Task details: Set all the material down again unchanged, without the pictures.

Information shown:
— begin —

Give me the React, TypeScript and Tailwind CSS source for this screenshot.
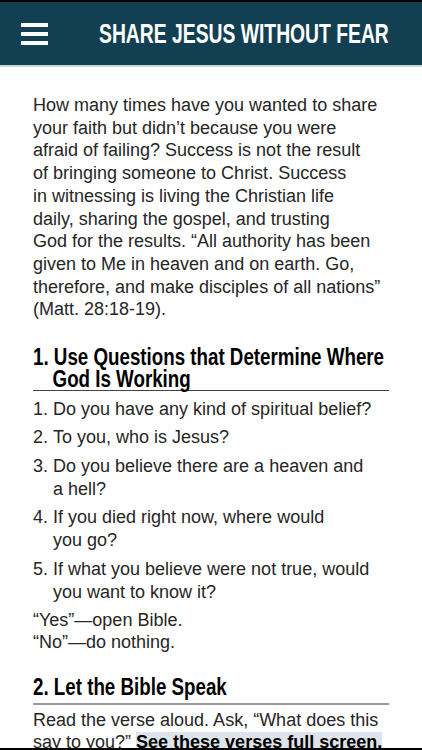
import React from "react";

const body = { fontFamily: '"Liberation Sans", Arial, sans-serif' };

const questions = [
  ["Do you have any kind of spiritual belief?"],
  ["To you, who is Jesus?"],
  ["Do you believe there are a heaven and", "a hell?"],
  ["If you died right now, where would", "you go?"],
  ["If what you believe were not true, would", "you want to know it?"],
];

const intro = [
  "How many times have you wanted to share",
  "your faith but didn\u2019t because you were",
  "afraid of failing? Success is not the result",
  "of bringing someone to Christ. Success",
  "in witnessing is living the Christian life",
  "daily, sharing the gospel, and trusting",
  "God for the results. \u201cAll authority has been",
  "given to Me in heaven and on earth. Go,",
  "therefore, and make disciples of all nations\u201d",
  "(Matt. 28:18-19).",
];

// condensed headline look: Liberation Sans Bold squeezed horizontally
function Narrow({ children, className = "" }: { children: React.ReactNode; className?: string }) {
  return <span className={"origin-left whitespace-nowrap " + className}>{children}</span>;
}

export default function App() {
  return (
    <main className="flex h-[750px] flex-col overflow-hidden bg-white text-[#262626]" style={body}>
      <header className="h-[67px] shrink-0 border-t-2 border-b-2 border-t-black border-b-[#c9d9e0] bg-[#133f52]">
        <div className="flex h-full items-center">
          <button className="ml-[21px] flex w-[27px] shrink-0 flex-col gap-[5px]">
            <span className="block h-1 w-full bg-white" />
            <span className="block h-1 w-full bg-white" />
            <span className="block h-1 w-full bg-white" />
          </button>
          <h1 className="ml-[51px] w-[290px] shrink-0 text-[28px] font-bold leading-none text-white">
            <Narrow className="inline-block scale-x-[0.69]">SHARE JESUS WITHOUT FEAR</Narrow>
          </h1>
        </div>
      </header>

      <section className="min-h-0 flex-1 overflow-hidden px-[33px] pt-[27px]">
        <p className="text-[18px] leading-[22.7px] whitespace-nowrap">
          {intro.map((l, i) => (
            <span key={i} className="block">{l}</span>
          ))}
        </p>

        <h2 className="mt-[25px] border-b border-[#444] text-[23px] font-bold leading-[22px] text-black">
          <Narrow className="block scale-x-[0.815]">1. Use Questions that Determine Where</Narrow>
          <Narrow className="block scale-x-[0.815] pl-[24px]">God Is Working</Narrow>
        </h2>

        <ol className="mt-[7px] space-y-[5.4px] text-[18px] leading-[23px]">
          {questions.map((q, i) => (
            <li key={i} className="flex whitespace-nowrap">
              <span className="w-[20px] shrink-0">{i + 1}.</span>
              <span>
                {q.map((l, j) => (
                  <span key={j} className="block">{l}</span>
                ))}
              </span>
            </li>
          ))}
        </ol>

        <p className="mt-[5px] text-[18px] leading-[22.5px]">
          <span className="block">{"\u201cYes\u201d\u2014open Bible."}</span>
          <span className="block">{"\u201cNo\u201d\u2014do nothing."}</span>
        </p>

        <h2 className="mt-[21px] border-b-2 border-[#999] pb-[4px] text-[23px] font-bold leading-[24px] text-black">
          <Narrow className="inline-block scale-x-[0.815]">2. Let the Bible Speak</Narrow>
        </h2>

        <p className="mt-[4px] text-[18px] leading-[22.5px] whitespace-nowrap">
          <span className="block">{"Read the verse aloud. Ask, \u201cWhat does this"}</span>
          <span className="block">
            {"say to you?\u201d "}
            <span className="bg-[#dde3e8] font-bold text-black">See these verses full screen.</span>
          </span>
        </p>
      </section>
      <div className="h-[2px] shrink-0 bg-black" />
    </main>
  );
}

— end —

Right answer:
Give me the React, TypeScript and Tailwind CSS source for this screenshot.
import React from "react";

const body = { fontFamily: '"Liberation Sans", Arial, sans-serif' };

const questions = [
  ["Do you have any kind of spiritual belief?"],
  ["To you, who is Jesus?"],
  ["Do you believe there are a heaven and", "a hell?"],
  ["If you died right now, where would", "you go?"],
  ["If what you believe were not true, would", "you want to know it?"],
];

const intro = [
  "How many times have you wanted to share",
  "your faith but didn\u2019t because you were",
  "afraid of failing? Success is not the result",
  "of bringing someone to Christ. Success",
  "in witnessing is living the Christian life",
  "daily, sharing the gospel, and trusting",
  "God for the results. \u201cAll authority has been",
  "given to Me in heaven and on earth. Go,",
  "therefore, and make disciples of all nations\u201d",
  "(Matt. 28:18-19).",
];

// condensed headline look: Liberation Sans Bold squeezed horizontally
function Narrow({ children, className = "" }: { children: React.ReactNode; className?: string }) {
  return <span className={"origin-left whitespace-nowrap " + className}>{children}</span>;
}

export default function App() {
  return (
    <main className="flex h-[750px] flex-col overflow-hidden bg-white text-[#262626]" style={body}>
      <header className="h-[67px] shrink-0 border-t-2 border-b-2 border-t-black border-b-[#c9d9e0] bg-[#133f52]">
        <div className="flex h-full items-center">
          <button className="ml-[21px] flex w-[27px] shrink-0 flex-col gap-[5px]">
            <span className="block h-1 w-full bg-white" />
            <span className="block h-1 w-full bg-white" />
            <span className="block h-1 w-full bg-white" />
          </button>
          <h1 className="ml-[51px] w-[290px] shrink-0 text-[28px] font-bold leading-none text-white">
            <Narrow className="inline-block scale-x-[0.69]">SHARE JESUS WITHOUT FEAR</Narrow>
          </h1>
        </div>
      </header>

      <section className="min-h-0 flex-1 overflow-hidden px-[33px] pt-[27px]">
        <p className="text-[18px] leading-[22.7px] whitespace-nowrap">
          {intro.map((l, i) => (
            <span key={i} className="block">{l}</span>
          ))}
        </p>

        <h2 className="mt-[25px] border-b border-[#444] text-[23px] font-bold leading-[22px] text-black">
          <Narrow className="block scale-x-[0.815]">1. Use Questions that Determine Where</Narrow>
          <Narrow className="block scale-x-[0.815] pl-[24px]">God Is Working</Narrow>
        </h2>

        <ol className="mt-[7px] space-y-[5.4px] text-[18px] leading-[23px]">
          {questions.map((q, i) => (
            <li key={i} className="flex whitespace-nowrap">
              <span className="w-[20px] shrink-0">{i + 1}.</span>
              <span>
                {q.map((l, j) => (
                  <span key={j} className="block">{l}</span>
                ))}
              </span>
            </li>
          ))}
        </ol>

        <p className="mt-[5px] text-[18px] leading-[22.5px]">
          <span className="block">{"\u201cYes\u201d\u2014open Bible."}</span>
          <span className="block">{"\u201cNo\u201d\u2014do nothing."}</span>
        </p>

        <h2 className="mt-[21px] border-b-2 border-[#999] pb-[4px] text-[23px] font-bold leading-[24px] text-black">
          <Narrow className="inline-block scale-x-[0.815]">2. Let the Bible Speak</Narrow>
        </h2>

        <p className="mt-[4px] text-[18px] leading-[22.5px] whitespace-nowrap">
          <span className="block">{"Read the verse aloud. Ask, \u201cWhat does this"}</span>
          <span className="block">
            {"say to you?\u201d "}
            <span className="bg-[#dde3e8] font-bold text-black">See these verses full screen.</span>
          </span>
        </p>
      </section>
      <div className="h-[2px] shrink-0 bg-black" />
    </main>
  );
}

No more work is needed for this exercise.